Functions can take multiple arguments. Generally they fall into one of two categories:

*   Data to be processed by the function, and
*   Options, which affect how the data gets processed.


### Rules for function arguments

Generally:

*   The data parameters should come first; and
*   The options should come second, and have sensible defaults.

Default parameter values are specified by the option=default notation:

In [37]:
mean_ci <- function(x, conf = 0.95) {
  se <- sd(x) / sqrt(length(x))
  alpha <- 1 - conf
  mean(x) + se * qnorm(c(alpha / 2, 1 - alpha / 2))
}


When you call a function, you can omit the values of the default arguments. If overriding the default, you should specify the parameter you are overriding and then input the overridden value with an = in between:



In [41]:
mean_ci(c(1, 2, 3, 4))

In [43]:
mean_ci(c(1, 2, 3, 4), conf=.99) #yes
mean_ci(c(1, 2, 3, 4), .99)  # no

## Validation

When writing functions it's a good idea to validate the input -- that is, make sure it matches your assumptions about what is being passed to the function.

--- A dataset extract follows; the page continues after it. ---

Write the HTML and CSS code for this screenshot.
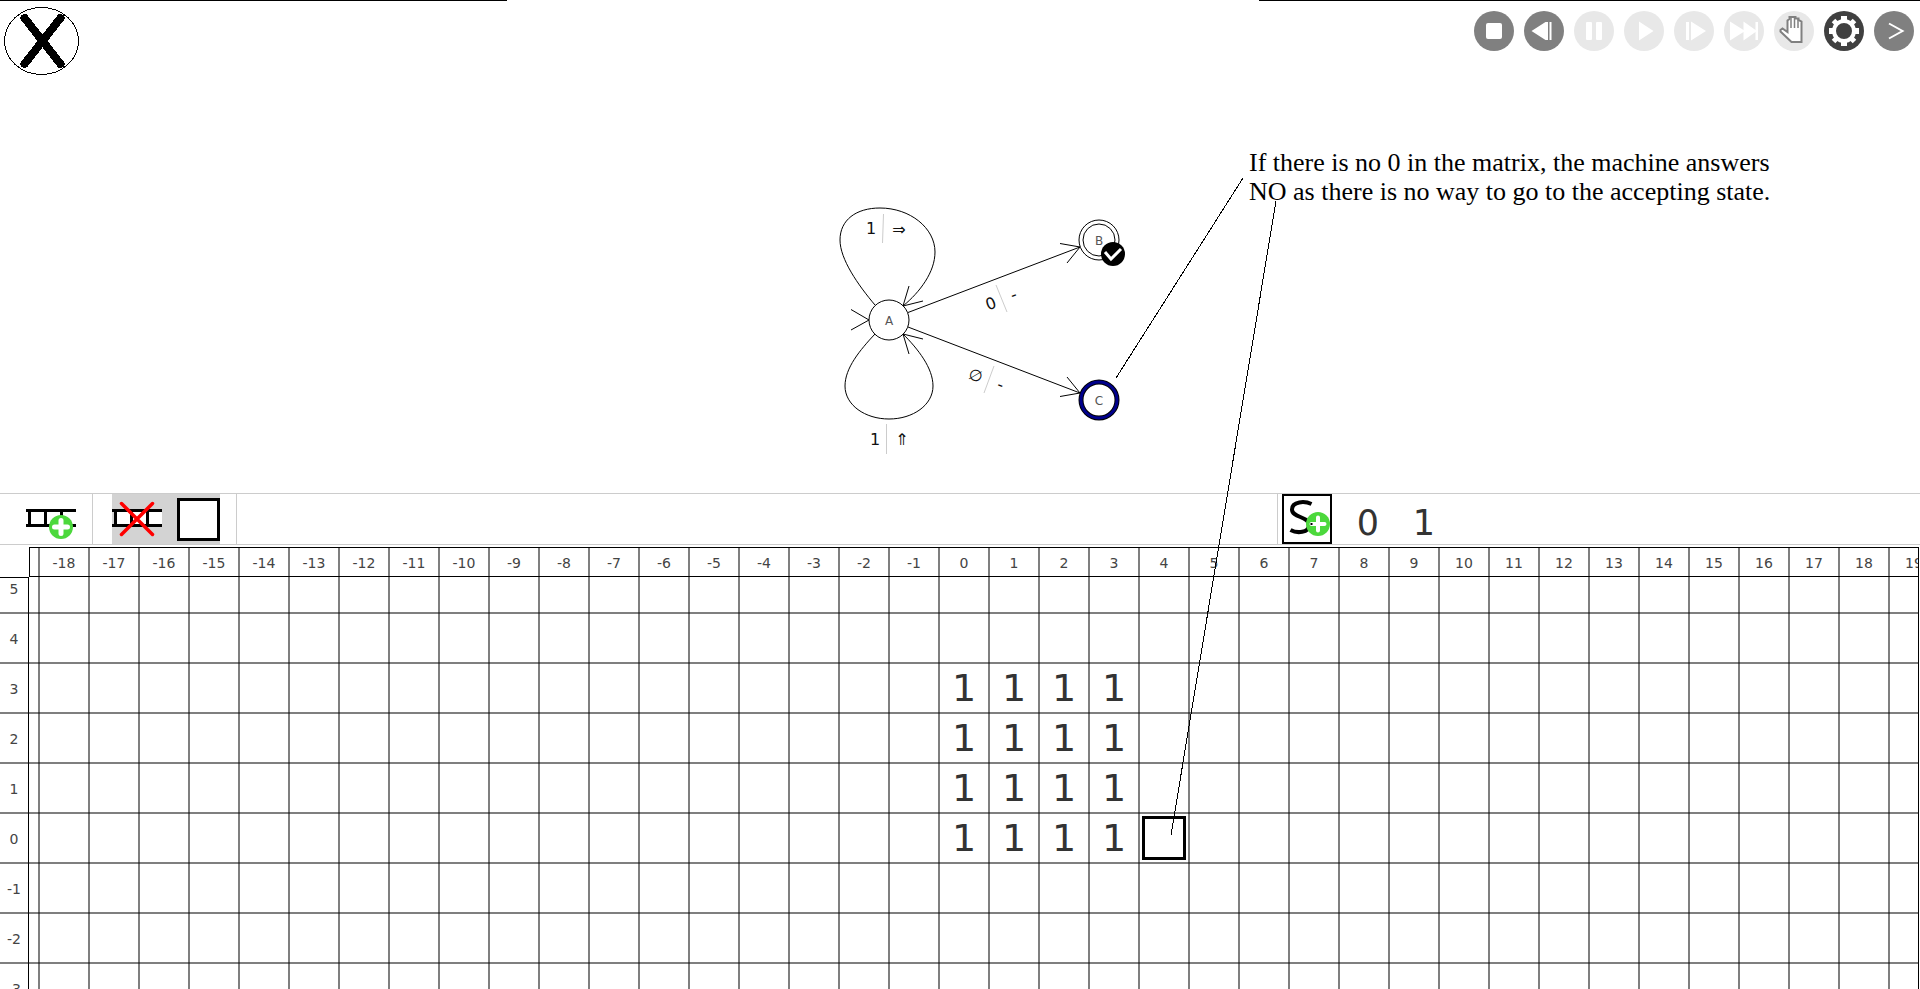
FILE: index.html
```html
<!DOCTYPE html>
<html lang="en">
<head>
<meta charset="utf-8">
<title>Turing machine</title>
<link rel="stylesheet" href="styles.css">
</head>
<body>
<div class="app">
  <main class="stage">
    <div class="top-line top-line-left"></div>
    <div class="top-line top-line-right"></div>
    <header class="topbar">
      <button class="close" aria-label="Close">
        <svg viewBox="0 0 76 69" class="close-icon" shape-rendering="crispEdges"><ellipse cx="37.500" cy="34" rx="37" ry="33.500" fill="#fff" stroke="#000"/><path d="M20.500 11 56.500 57M56.500 11 20.500 57" stroke="#000" stroke-width="8" stroke-linecap="round"/></svg>
      </button>
      <nav class="player">
        <button class="round mid" aria-label="Stop"><svg viewBox="0 0 40 40"><rect x="12" y="12" width="16" height="16" rx="2" fill="#fff"/></svg></button>
        <button class="round mid" aria-label="Step back"><svg viewBox="0 0 40 40"><path d="M7.500 20 21.500 11H24v18h-2.500zM25.500 11h2v18h-2z" fill="#fff"/></svg></button>
        <button class="round pale" aria-label="Pause"><svg viewBox="0 0 40 40"><rect x="12" y="11" width="6" height="18" rx="1" fill="#fff"/><rect x="22" y="11" width="6" height="18" rx="1" fill="#fff"/></svg></button>
        <button class="round pale" aria-label="Play"><svg viewBox="0 0 40 40"><path d="M15 10.500 29.500 20 15 29.500z" fill="#fff"/></svg></button>
        <button class="round pale" aria-label="Step forward"><svg viewBox="0 0 40 40"><path d="M12 11h3v18h-3zM17 10.500 32 20 17 29.500z" fill="#fff"/></svg></button>
        <button class="round pale" aria-label="Go to end"><svg viewBox="0 0 40 40"><path d="M6 10.500 19.500 19V10.500L31.500 19V11h2.500v18h-2.500v-8L19.500 29.500V21L6 29.500z" fill="#fff"/></svg></button>
        <button class="round pale" aria-label="Move"><svg viewBox="0 0 40 40"><path d="M17.500 31 6.500 20.500V19l2-1.500L13.500 21V9.500L15.500 8V6h6v1.500h3V9l3 1.500V31z" fill="#fff" stroke="#808080" stroke-width="2"/><path d="M17 6v11M20.500 6v11M24 8v9" stroke="#808080" stroke-width="1.500" fill="none"/></svg></button>
        <button class="round dark" aria-label="Settings"><svg viewBox="0 0 40 40"><circle cx="20" cy="20" r="10" fill="none" stroke="#fff" stroke-width="4"/><g stroke="#fff" stroke-width="6"><path d="M20 5v5M20 30v5M5 20h5M30 20h5"/><path d="M9.500 9.500 12.500 12.500M27.500 27.500l3 3M30.500 9.500l-3 3M12.500 27.500l-3 3" stroke-width="5"/></g></svg></button>
        <button class="round mid" aria-label="Next"><svg viewBox="0 0 40 40"><path d="M15 12.500 28.500 20 15 27.500" fill="none" stroke="#fff" stroke-width="2"/></svg></button>
      </nav>
    </header>
    <p class="note">If there is no 0 in the matrix, the machine answers<br>NO as there is no way to go to the accepting state.</p>
  </main>

  <section class="toolbar">
    <div class="tools tools-add">
      <button class="tool" aria-label="Add tape"><svg viewBox="0 0 50 50"><path d="M0 16.500h50M0 31.500h50M3.500 16v15M19.500 16v15M35.500 16v15" stroke="#000" stroke-width="3"/><circle cx="35" cy="33" r="12" fill="#4cd83c"/><path d="M35 26.500v13M28.500 33h13" stroke="#fff" stroke-width="5" stroke-linecap="round"/></svg></button>
    </div>
    <div class="tools tools-tape">
      <div class="tape-group">
        <button class="tool" aria-label="Remove tape"><svg viewBox="0 0 50 50"><path d="M2 16h48v16H2z" fill="#fff"/><path d="M0 16.500h50M0 31.500h50M3.500 16v15M19.500 16v15M35.500 16v15" stroke="#000" stroke-width="3"/><path d="M9.500 9.500 40.500 40.500M40.500 9.500 9.500 40.500" stroke="#f00" stroke-width="3.500" stroke-linecap="round"/></svg></button>
        <button class="head-box" aria-label="Head"></button>
      </div>
    </div>
    <div class="tools tools-fill"></div>
    <div class="tools tools-symbols">
      <button class="symbol-add" aria-label="Add symbol"><svg viewBox="0 0 50 50"><path d="M29.500 10C23 7 10 7 10 15.500 10 24 27 22 27 31 27 39 15 39.500 8.500 36" fill="none" stroke="#000" stroke-width="4"/><circle cx="36" cy="30" r="12" fill="#4cd83c"/><path d="M36 23.500v13M29.500 30h13" stroke="#fff" stroke-width="4" stroke-linecap="round"/><path d="M28.500 30h2" stroke="#000" stroke-width="2"/></svg></button>
      <button class="symbol">0</button>
      <button class="symbol">1</button>
    </div>
  </section>

  <section class="board">
    <table class="tape" id="tape">
      <thead><tr id="columns"></tr></thead>
      <tbody id="rows"></tbody>
    </table>
  </section>

  <svg class="diagram" width="1920" height="989" viewBox="0 0 1920 989">
    <g class="edge">
      <path d="M875 305C858 285 840 259 840 240 840 220 856 208 880 208 910 208 935 228 935 252 935 272 920 292 903 306"/>
      <path d="M909 286 903 306 923 301"/>
      <path d="M875 334C860 350 845 368 845 386 845 405 865 419 889 419 913 419 933 405 933 386 933 368 918 349 903 334"/>
      <path d="M923 339 903 334 909 354"/>
      <path d="M851 309.500 869 320 851 330"/>
      <path d="M908 312.500 1080 247M1060 243.500 1080 247 1067 263"/>
      <path d="M908 327 1080 393M1067 377 1080 393 1060 396.500"/>
      <circle cx="889" cy="320" r="20"/>
      <circle cx="1099" cy="240" r="20"/>
      <circle cx="1099" cy="240" r="16"/>
    </g>
    <circle cx="1099" cy="400" r="18" fill="#fff" stroke="#000" stroke-width="5"/>
    <circle cx="1099" cy="400" r="18" fill="none" stroke="#00008b" stroke-width="3"/>
    <g class="state">
      <text x="889" y="325">A</text>
      <text x="1099" y="245">B</text>
      <text x="1099" y="405">C</text>
    </g>
    <circle cx="1113" cy="254" r="12"/>
    <path d="M1105 252 1111 259 1121 249" fill="none" stroke="#fff" stroke-width="3"/>
    <path class="split" d="M883.500 214 882.500 243M886.500 424V454M996 285 1007 312M994 366 984 393"/>
    <g class="rule">
      <text x="871" y="234">1</text><text x="899" y="235">⇒</text>
      <text x="875" y="445">1</text><text x="902" y="445">⇑</text>
      <g transform="rotate(-20.500 991 304)"><text x="991" y="309">0</text></g>
      <g transform="rotate(-20.500 1014 296)"><text x="1014" y="300">-</text></g>
      <g transform="rotate(20.500 976 375)"><text x="976" y="381">∅</text></g>
      <g transform="rotate(20.500 1000 386)"><text x="1000" y="390">-</text></g>
    </g>
    <path class="callout" d="M1243 178 1116 378M1276 201 1171 835"/>
  </svg>
</div>
<script src="tape.js"></script>
</body>
</html>
```
FILE: styles.css
```css
* { box-sizing: border-box; }
body {
  margin: 0;
  background: #fff;
  font-family: "DejaVu Sans", sans-serif;
}
button {
  padding: 0;
  border: 0;
  background: none;
  font: inherit;
  color: inherit;
}
svg { display: block; }
.app {
  position: relative;
  display: flex;
  flex-direction: column;
  height: 100vh;
  overflow: hidden;
}
.stage {
  position: relative;
  flex: 0 0 493px;
}
.top-line {
  position: absolute;
  top: 0;
  height: 1px;
  background: #000;
}
.top-line-left { left: 0; width: 507px; }
.top-line-right { left: 1259px; right: 0; }
.topbar {
  display: flex;
  justify-content: space-between;
  align-items: flex-start;
  padding: 7px 6px 0 4px;
}
.close-icon { width: 76px; height: 69px; }
.player {
  display: flex;
  gap: 10px;
  padding-top: 4px;
}
.round {
  width: 40px;
  height: 40px;
  border-radius: 50%;
}
.mid { background: #808080; }
.pale { background: #e8e8e8; }
.dark { background: #404040; }
.note {
  position: absolute;
  left: 1249px;
  top: 148px;
  margin: 0;
  font: 26px/29px "Liberation Serif", serif;
  white-space: nowrap;
}
.toolbar {
  display: flex;
  flex: 0 0 52px;
  border-top: 1px solid #ccc;
  border-bottom: 1px solid #ccc;
}
.tools {
  display: flex;
  align-items: center;
  border-right: 1px solid #ccc;
}
.tools-add { width: 93px; padding-left: 26px; }
.tools-tape { width: 144px; padding-left: 19px; }
.tools-fill { flex: 1; }
.tools-symbols {
  width: 642px;
  padding-left: 4px;
  border-right: 0;
}
.tool { width: 50px; height: 50px; }
.tape-group {
  display: flex;
  align-items: center;
  gap: 15px;
  background: #d3d3d3;
}
.head-box {
  width: 43px;
  height: 43px;
  border: 3px solid #000;
  background: #fff;
}
.symbol-add {
  width: 50px;
  height: 50px;
  outline: 2px solid #000;
  outline-offset: -2px;
}
.symbol {
  width: 56px;
  padding-top: 8px;
  font-size: 35px;
  line-height: 42px;
  color: #333;
  text-align: center;
}
.symbol-add + .symbol { margin-left: 8px; }
.board {
  flex: 1;
  min-height: 0;
  margin: 2px 1px 0 0;
  border-right: 1px solid #000;
  overflow: hidden;
  background: repeating-linear-gradient(to right, rgba(0, 0, 0, 0.5) 0 2px, transparent 2px 50px) 38px 0 no-repeat;
}
.tape {
  width: 1938px;
  table-layout: fixed;
  border-collapse: separate;
  border-spacing: 0;
}
.tape th, .tape td {
  width: 50px;
  height: 50px;
  padding: 0 0 0 2px;
  text-align: center;
  vertical-align: middle;
}
.tape th {
  font-size: 14px;
  font-weight: normal;
  line-height: 22px;
  color: #444;
}
.tape thead th {
  height: 30px;
  padding-top: 2px;
  border: 1px solid #000;
  border-width: 1px 0;
}
.tape thead .corner {
  width: 29px;
  border-color: transparent;
}
.tape thead .edge-cell {
  width: 9px;
  border-left-width: 1px;
}
.tape tbody th, .tape tbody td {
  background: linear-gradient(to top, rgba(0, 0, 0, 0.5) 2px, transparent 2px);
}
.tape tbody th {
  padding-left: 0;
  border-right: 1px solid #000;
}
.tape tbody tr:first-child > * { height: 37px; }
.tape tbody tr:first-child th {
  border-top: 1px solid #000;
  vertical-align: top;
}
.tape td {
  padding-bottom: 2px;
  font-size: 38px;
  line-height: 46px;
  color: #333;
}
.cursor {
  width: 44px;
  height: 44px;
  margin: 0 auto;
  border: 3px solid #000;
}
.diagram {
  position: absolute;
  left: 0;
  top: 0;
  pointer-events: none;
}
.edge { fill: none; stroke: #000; stroke-width: 1; }
.state { font-size: 12px; fill: #555; text-anchor: middle; }
.rule { font-size: 16px; fill: #111; text-anchor: middle; }
.split { fill: none; stroke: #ccc; }
.callout { fill: none; stroke: #000; shape-rendering: crispEdges; }
```
FILE: tape.js
```js
const firstColumn = -18, lastColumn = 19, topRow = 5, bottomRow = -3;
const head = { x: 4, y: 0 };
const symbolAt = (x, y) => (x >= 0 && x <= 3 && y >= 0 && y <= 3 ? '1' : '');

let headHtml = '<th class="corner"></th><th class="edge-cell"></th>';
for (let x = firstColumn; x <= lastColumn; x++) headHtml += `<th scope="col">${x}</th>`;
document.getElementById('columns').innerHTML = headHtml;

let bodyHtml = '';
for (let y = topRow; y >= bottomRow; y--) {
  bodyHtml += `<tr><th scope="row">${y}</th><td></td>`;
  for (let x = firstColumn; x <= lastColumn; x++) {
    const isHead = x === head.x && y === head.y;
    bodyHtml += `<td>${isHead ? '<div class="cursor"></div>' : symbolAt(x, y)}</td>`;
  }
  bodyHtml += '</tr>';
}
document.getElementById('rows').innerHTML = bodyHtml;
```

Consider the following function which returns the weighted average of a vector:

In [44]:
w_mean = function(x, w) {
    (x * w) / sum(w)
}

This function relies implicitly on the fact that the weight vector `w` is the same length as the input vector `x`. If it's not, you'll get a warning and unexpected behavior.

In [45]:
w_mean(c(1,2,3), w=c(1, 2))

"longer object length is not a multiple of shorter object length"


In [49]:
(c(1,2,3) * c(1, 2))/ 3

"longer object length is not a multiple of shorter object length"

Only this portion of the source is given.